Wycherley finishes the book with a list of its "outcomes." This book links Irish practices of relic veneration with continental traditions of the early Middle Ages. It demonstrates that Irish Christians were as enthusiastic about the bodily remains of saints as other Europeans. It argues that the cult of relics was popular among lay people in Ireland. It shows that the control of relics became a powerful weapon to wield in the complex politics of early medieval Ireland. Wycherley concludes with a plea for the continuing interdisciplinary study of individual saint's cults and the religious settlements that hosted them.
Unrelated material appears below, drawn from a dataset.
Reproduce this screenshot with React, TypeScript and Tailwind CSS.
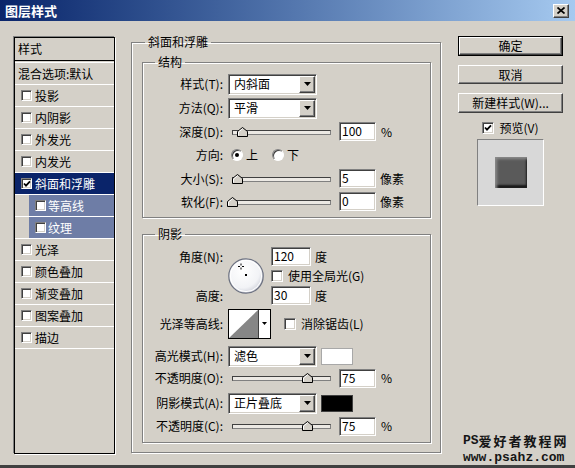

The last lines of the book recall a tour of the relics of Saint Thérèse around Ireland in 2001: "In the end," Wycherley quotes an account of the tour, "it was not about Relics…It was about people." Not true. Wycherley's book is about relics, not people, lived religion, religious habits, or local receptions of Christianity. It is a well-argued, insightful book about religious things and their uses in early medieval Ireland. Experts on the topic will profit from Wycherley's philological investigations. Non-specialists will appreciate the book as an accessible introduction to yet another of the countless Christianities of early medieval Europe.